Realmente, toda una legión de escritores consagrados ha cultivado, secreta o abiertamente, la literatura erótica o el erotismo en la literatura. Entre ellos, y deteniéndonos al comienzo del siglo XX donde la lista se hace interminable, hay que destacar a Maquiavelo, Ronsard, Daniel Defoe, Montesquieu, Voltaire, Henry Fielding, La Fontaine, Nicolás Fernández de Moratín, Félix María de Samaniego, Rousseau, Lord Byron, Sainte-Beuve, Espronceda, Theóphile Gautier, Balzac, Félix Salten (el autor de “Bambi”), Baudelaire, Zola, Oscar Wilde…..No hay modo de conocer la evolución del hombre, su historia, su cultura, los movimientos estéticos y filosóficos, sin que sea a través del erotismo.
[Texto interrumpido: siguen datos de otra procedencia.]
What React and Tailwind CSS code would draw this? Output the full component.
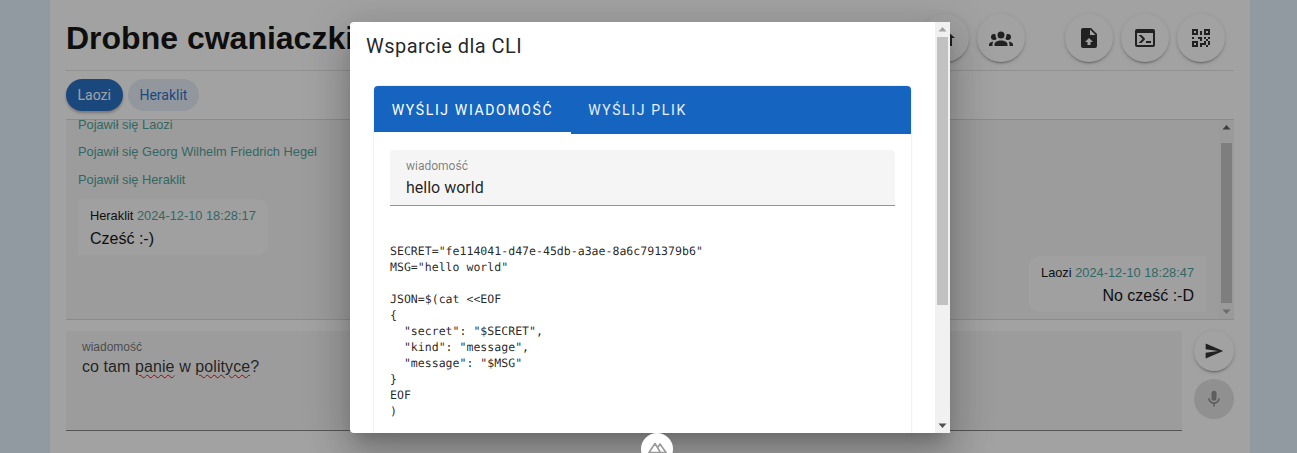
import React from 'react';

const ROBOTO = 'font-["Roboto",sans-serif]';
const ICONS = {
  home: 'M10,20V14H14V20H19V12H22L12,3L2,12H5V20H10Z',
  group: 'M12,5.5A3.5,3.5 0 0,1 15.5,9A3.5,3.5 0 0,1 12,12.5A3.5,3.5 0 0,1 8.5,9A3.5,3.5 0 0,1 12,5.5M5,8C5.56,8 6.08,8.15 6.53,8.42C6.38,9.85 6.8,11.27 7.66,12.38C7.16,13.34 6.16,14 5,14A3,3 0 0,1 2,11A3,3 0 0,1 5,8M19,8A3,3 0 0,1 22,11A3,3 0 0,1 19,14C17.84,14 16.84,13.34 16.34,12.38C17.2,11.27 17.62,9.85 17.47,8.42C17.92,8.15 18.44,8 19,8M5.5,18.25C5.5,16.18 8.41,14.5 12,14.5C15.59,14.5 18.5,16.18 18.5,18.25V20H5.5V18.25M0,20V18.5C0,17.11 1.89,15.94 4.45,15.6C3.86,16.28 3.5,17.22 3.5,18.25V20H0M24,20H20.5V18.25C20.5,17.22 20.14,16.28 19.55,15.6C22.11,15.94 24,17.11 24,18.5V20Z',
  upload: 'M6,2H14L20,8V20A2,2 0 0 1 18,22H6A2,2 0 0 1 4,20V4A2,2 0 0 1 6,2ZM13,3.5V9H18.5ZM12,12L8,16H10.5V19H13.5V16H16Z',
  console: 'M20,19V7H4V19H20M20,3A2,2 0 0,1 22,5V19A2,2 0 0,1 20,21H4A2,2 0 0,1 2,19V5C2,3.89 2.9,3 4,3H20M13,17V15H18V17H13M9.58,13L5.57,9H8.4L11.7,12.3C12.09,12.69 12.09,13.33 11.7,13.72L8.42,17H5.59L9.58,13Z',
  qrcode: 'M3,11H5V13H3V11M11,5H13V9H11V5M9,11H13V15H11V13H9V11M15,11H17V13H19V11H21V13H19V15H21V19H19V21H17V19H13V21H11V17H15V15H17V13H15V11M19,19V15H17V19H19M15,3H21V9H15V3M17,5V7H19V5H17M3,3H9V9H3V3M5,5V7H7V5H5M3,15H9V21H3V15M5,17V19H7V17H5Z',
  send: 'M2,21L23,12L2,3V10L17,12L2,14V21Z',
  mic: 'M12,2A3,3 0 0,1 15,5V11A3,3 0 0,1 12,14A3,3 0 0,1 9,11V5A3,3 0 0,1 12,2M19,11C19,14.53 16.39,17.44 13,17.93V21H11V17.93C7.61,17.44 5,14.53 5,11H7A5,5 0 0,0 12,16A5,5 0 0,0 17,11H19Z',
};

const CODE = `SECRET="fe114041-d47e-45db-a3ae-8a6c791379b6"
MSG="hello world"

JSON=$(cat <<EOF
{
  "secret": "$SECRET",
  "kind": "message",
  "message": "$MSG"
}
EOF
)`;

const Icon = ({ name, className }) => (
  <svg viewBox="0 0 24 24" className={className} fill="currentColor" fillRule="evenodd">
    <path d={ICONS[name]} />
  </svg>
);

const ToolButton = ({ icon }) => (
  <button className="flex h-12 w-12 items-center justify-center rounded-full bg-white text-[#000000de] shadow-[0_3px_1px_-2px_rgba(0,0,0,0.2),0_2px_2px_0_rgba(0,0,0,0.14),0_1px_5px_0_rgba(0,0,0,0.12)]">
    <Icon name={icon} className="h-6 w-6" />
  </button>
);

const Notice = ({ children }) => (
  <p className="mb-[11.5px] h-[16px] flex-none pl-3 text-[12.8px] leading-[16px] text-[#3f9a92]">{children}</p>
);

const Bubble = ({ name, date, text, right }) => (
  <div
    className={
      right
        ? 'ml-auto mr-[13px] mt-px h-[56px] w-fit flex-none whitespace-nowrap rounded-l-xl bg-[#fcfcfc] px-3 pt-[9px] text-right'
        : 'ml-3 h-[56px] w-fit flex-none whitespace-nowrap rounded-r-xl rounded-tl-sm bg-[#fcfcfc] px-3 pt-[9px]'
    }
  >
    <div className="text-[12.8px] leading-[16px] text-black">
      {name} <span className="text-[#3f9a92]">{date}</span>
    </div>
    <div className="mt-[4px] text-[16px] leading-[22px] text-black">{text}</div>
  </div>
);

// Classic scrollbar look: arrow button, track with thumb, arrow button
const Scrollbar = ({ upColor, downColor, thumbTop, thumbHeight, thumbColor, trackColor }) => (
  <div className={`flex w-[15px] flex-none flex-col ${trackColor}`}>
    <svg viewBox="0 0 15 15" className={`h-[15px] w-[15px] flex-none ${upColor}`} fill="currentColor">
      <path d="M7.5,5L11.5,9.5H3.5Z" />
    </svg>
    <div className={`flex-1 px-[2px] ${thumbTop}`}>
      <div className={`w-[11px] ${thumbHeight} ${thumbColor}`} />
    </div>
    <svg viewBox="0 0 15 15" className={`h-[15px] w-[15px] flex-none ${downColor}`} fill="currentColor">
      <path d="M3.5,5.5H11.5L7.5,10Z" />
    </svg>
  </div>
);

const CliDialog = () => (
  <div className="absolute left-[350px] top-[22px] flex h-[411px] w-[600px] overflow-hidden rounded-l bg-white shadow-[0_11px_15px_-7px_rgba(0,0,0,0.2),0_24px_38px_3px_rgba(0,0,0,0.14),0_9px_46px_8px_rgba(0,0,0,0.12)]">
    <div className="min-w-0 flex-1 overflow-hidden">
      <h2 className={`px-4 pt-[10px] text-[20px] leading-[28px] tracking-[0.45px] text-[#000000de] ${ROBOTO}`}>
        Wsparcie dla CLI
      </h2>
      <div className="mx-6 mt-[26px] h-[500px] rounded-t bg-white shadow-[0_0_2px_rgba(0,0,0,0.2)]">
        <div className={`flex h-12 rounded-t bg-[#1565c0] text-[14px] font-normal tracking-[1.65px] text-white ${ROBOTO}`}>
          <div className="flex w-[197px] items-center justify-center border-b-2 border-white pt-[2px]">WYŚLIJ WIADOMOŚĆ</div>
          <div className="flex w-[133px] items-center justify-center text-white/90">WYŚLIJ PLIK</div>
        </div>
        <div className="px-4 pt-4">
          <div className={`h-14 rounded-t border-b border-[#949494] bg-[#f5f5f5] px-4 pt-[8px] ${ROBOTO}`}>
            <div className="text-[12px] leading-[16px] text-[#00000080]">wiadomość</div>
            <div className="mt-[2px] text-[16px] leading-[24px] text-[#000000de]">hello world</div>
          </div>
          <pre className="mt-[37px] font-['DejaVu_Sans_Mono',monospace] text-[11.56px] leading-[16px] text-[#000000de] [text-rendering:geometricPrecision]">{CODE}</pre>
        </div>
      </div>
    </div>
    <Scrollbar
      upColor="text-[#a3a3a3]"
      downColor="text-[#505050]"
      thumbTop="pt-0"
      thumbHeight="h-[268px]"
      thumbColor="bg-[#c1c1c1]"
      trackColor="bg-[#f1f1f1]"
    />
  </div>
);

export default function App() {
  return (
    <div className="relative h-[453px] w-full overflow-hidden bg-[#e3f2fd] font-['Liberation_Sans',sans-serif]">
      <div className="ml-[50px] h-[453px] w-[1200px] bg-white px-4">
        {/* Header */}
        <div className="flex h-[71px] items-center border-b border-[#0000001f] pt-[5px]">
          <h1 className="text-[32px] font-bold leading-[40px] text-black">Drobne cwaniaczki</h1>
          <div className="ml-auto flex gap-2">
            <ToolButton icon="home" />
            <ToolButton icon="group" />
          </div>
          <div className="ml-10 mr-[9px] flex gap-2">
            <ToolButton icon="upload" />
            <ToolButton icon="console" />
            <ToolButton icon="qrcode" />
          </div>
        </div>

        {/* Participants */}
        <div className={`flex h-[48px] items-start gap-[5px] pt-2 text-[14px] ${ROBOTO}`}>
          <span className="flex h-8 items-center rounded-full bg-[#1565c0] pl-[11.5px] pr-3 text-white shadow-[0_2px_3px_rgba(0,0,0,0.3)]">Laozi</span>
          <span className="flex h-8 items-center rounded-full bg-[#e3ecf8] px-[11.5px] text-[#1565c0]">Heraklit</span>
        </div>

        {/* Messages */}
        <div className="flex h-[201px] border-y border-[#0000001f] bg-[#f5f5f5]">
          <div className="flex min-w-0 flex-1 flex-col justify-end overflow-hidden pb-[7px]">
            <Notice>Pojawił się Laozi</Notice>
            <Notice>Pojawił się Georg Wilhelm Friedrich Hegel</Notice>
            <Notice>Pojawił się Heraklit</Notice>
            <Bubble name="Heraklit" date="2024-12-10 18:28:17" text="Cześć :-)" />
            <Bubble right name="Laozi" date="2024-12-10 18:28:47" text="No cześć :-D" />
          </div>
          <Scrollbar
            upColor="text-[#505050]"
            downColor="text-[#a3a3a3]"
            thumbTop="pt-2"
            thumbHeight="h-[160px]"
            thumbColor="bg-[#c1c1c1]"
            trackColor="bg-[#f1f1f1]"
          />
        </div>

        {/* Message input */}
        <div className="mt-[11px] flex gap-3">
          <div className="h-[100px] flex-1 rounded-t border-b border-[#00000080] bg-[#f5f5f5] px-4 pt-[8px]">
            <div className="text-[12px] leading-[16px] text-[#00000099]">wiadomość</div>
            <div className="mt-[1px] text-[16px] leading-[22px] tracking-[0.08px] text-[#000000de]">
              co tam{' '}
              <span className="underline decoration-[#e00000] decoration-wavy decoration-1 underline-offset-2">panie</span>
              {' '}w{' '}
              <span className="underline decoration-[#e00000] decoration-wavy decoration-1 underline-offset-2">polityce</span>?
            </div>
          </div>
          <div className="flex flex-col gap-2">
            <button className="flex h-10 w-10 items-center justify-center rounded-full bg-white text-[#000000de] shadow-[0_3px_1px_-2px_rgba(0,0,0,0.2),0_2px_2px_0_rgba(0,0,0,0.14),0_1px_5px_0_rgba(0,0,0,0.12)]">
              <Icon name="send" className="h-5 w-5" />
            </button>
            <button className="flex h-10 w-10 items-center justify-center rounded-full bg-[#e0e0e0] text-[#00000061]">
              <Icon name="mic" className="h-5 w-5" />
            </button>
          </div>
        </div>
      </div>

      {/* Dialog scrim */}
      <div className="absolute inset-0 bg-[rgba(33,33,33,0.42)]" />

      <CliDialog />

      {/* Nuxt devtools button */}
      <div className="absolute left-[641px] top-[433px] flex h-8 w-8 items-start justify-center rounded-full bg-white pt-[9px]">
        <svg viewBox="0 0 19 11" className="h-[11px] w-[19px]" fill="none" stroke="#9a9a9a" strokeWidth="1.6" strokeLinejoin="round">
          <path d="M1,10.5L7,1.5L12.5,10.5ZM10,5L12,2L18,10.5H12.5" />
        </svg>
      </div>
    </div>
  );
}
Y donde el erotismo se contiene en su expresión más elaborada es en la literatura. Iván Bloch, autor de “Vida sexual en Inglaterra. Pasado y presente” de 1.938, acertó al decir que “la concepción de lo erótico en la literatura es de la mayor importancia para comprender el carácter de un pueblo y establecer una opinión de un determinado período de su desarrollo cultural. Lo más profundo, específico y entrañable de la vida emocional de una época entera puede ser medido por la concepción de lo erótico, como si éste fuera un instrumento de precisión”. Si esto es así, la única razón plausible, seamos conscientes de ella o no, es que el erotismo es el motor más potente de la civilización. El sería no sólo el responsable de la literatura y de la filosofía tal y como las conocemos en las diferentes épocas, sino también posiblemente de la ciencia. El erotismo es una fuerza superior e indomeñable; nadie puede escapar de ella, ni siquiera el más acendrado anacoreta; dirige nuestros más potentes esfuerzos y está en el origen y en la meta de cuanto hacemos; conlleva en sí una simbología ancestral, que se muestra en los sueños para hablarnos del mundo.